Petitioner argues that to allow the deductions stipulated in the Agreement of October 29, 1952 from the minimum daily wage of P4 would be a waiver of the minimum wage fixed by the law and hence null and void, since Republic Act No. 602, section 20, provides that "no agreement or contract, oral or written, to accept a lower wage or less than any other under this Act, shall be valid." An agreement to deduct certain facilities received by the laborers from their employer is not a waiver of the minimum wage fixed by the law. Wage, as defined by section 2 of Republic Act No. 602, "includes the fair and reasonable value as determined by the Secretary of Labor, of board, lodging, or other facilities customarily furnished by the employer to the employee." Thus, the law permits the deduction of such facilities from the laborer’s minimum wage of P4, as long as their value is "fair and reasonable." It is not here claimed that the valuations fixed in the Agreement of October 29, 1952 are not fair and reasonable. On the contrary, the agreement expressly states that such valuations ‘have been arrived at after careful study and deliberation by both representatives of both parties, with the assistance of their respective counsels, and in the presence of the Honorable Presiding Judge of the Court of Industrial Relations’ (Rec. p. 2).

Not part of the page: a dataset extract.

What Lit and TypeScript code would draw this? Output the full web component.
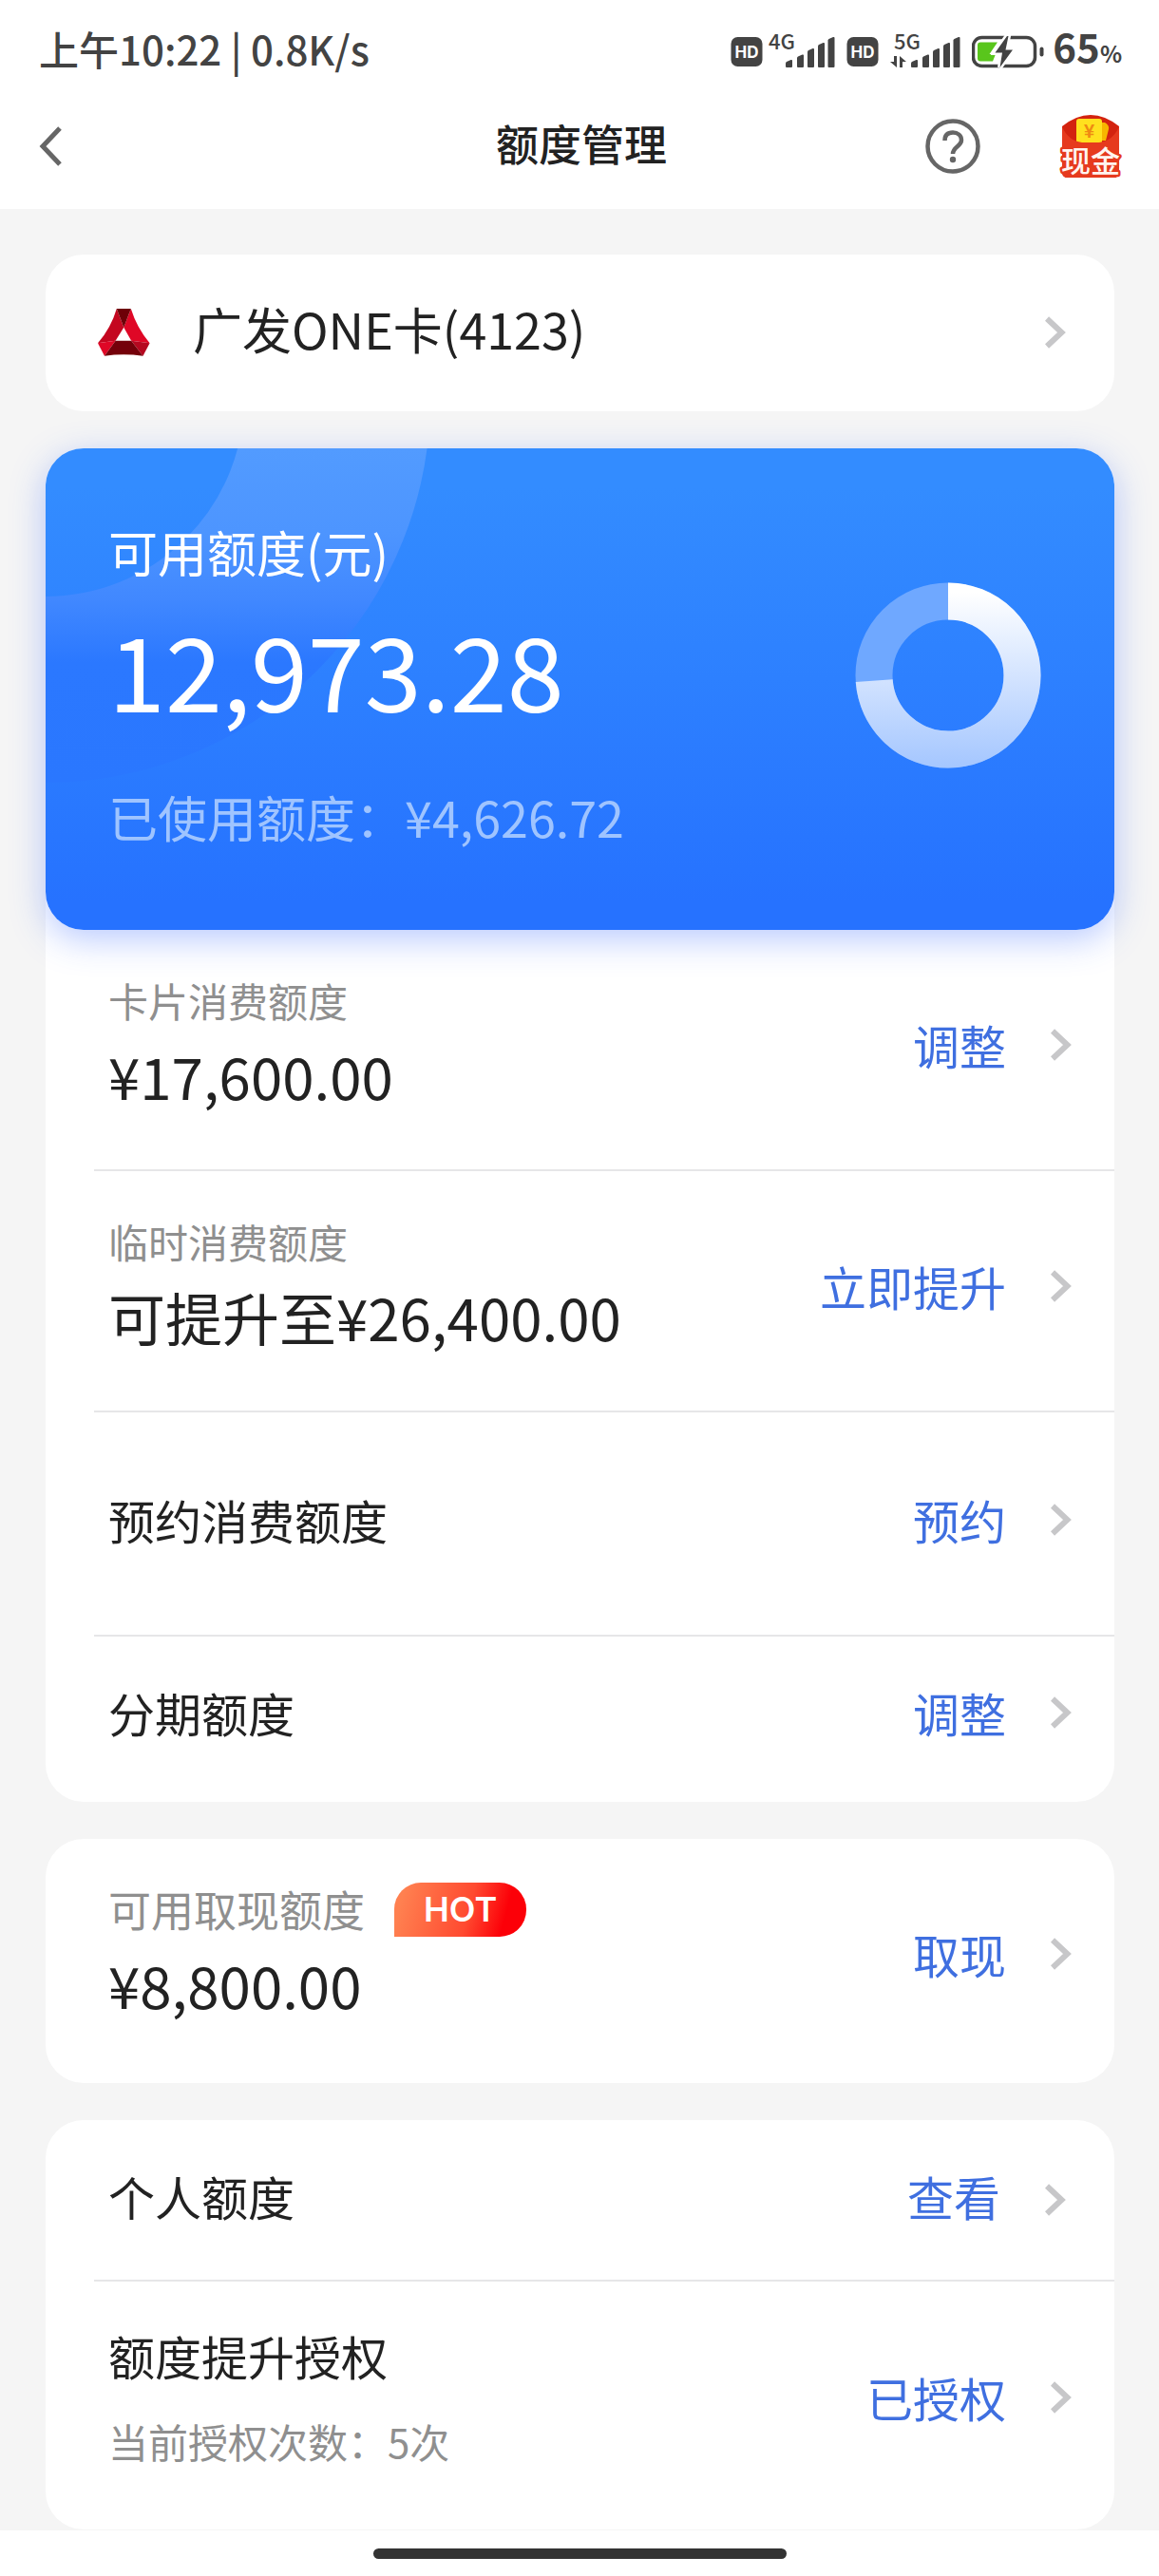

Neither is it claimed that the parties, with the aid of the Court of Industrial Relations in a dispute pending before it, may not fix by agreement the valuation of such facilities, without referring the matter to the Department of Labor.
Petitioner also argues that to allow the deductions of the facilities appearing in the Agreement referred to, would be contrary to the mandate of section 19 of the law, that "nothing in this Act shall . . . justify an employer . . . in reducing supplements furnished on the date of enactment."
The meaning of the term "supplements" has been fixed by the Code of Rules and Regulations promulgated by the Wage Administration Office to implement the Minimum Wage Law (Ch. 1, [c]), as
"extra renumeration or benefits received by wage earners from their employers and include but are not restricted to pay for vacation and holidays not worked; paid sick leave or maternity leave; overtime rate in excess of what is required by law; sick, pension, retirement, and death benefits; profit-sharing; family allowances; Christmas, war risk and cost-of-living bonuses; or other bonuses other than those paid as a reward for extra output or time spent on the job."
"Supplements", therefore, constitute extra renumeration or special privileges or benefits given to or received by the laborers over and above their ordinary earnings or wages. Facilities, on the other hand, are items of expense necessary for the laborer’s and his family’s existence and subsistence, so that by express provision of the law (sec. 2[g]) they form part of the wage and when furnished by the employer are deductible therefrom since if they are not so furnished, the laborer would spend and pay for them just the same. It is thus clear that the facilities mentioned in the agreement of October 29, 1952 do not come within the term "supplements" as used in Art. 19 of the Minimum Wage Law. For the above reasons, we find the appeal from the Order of the Court a quo of September 22, 1953 denying the motion of the petitioner labor union for the payment of the minimum wage of P3.45 per day plus rice ration, or P4 without rice ration, to be unmeritorious and untenable.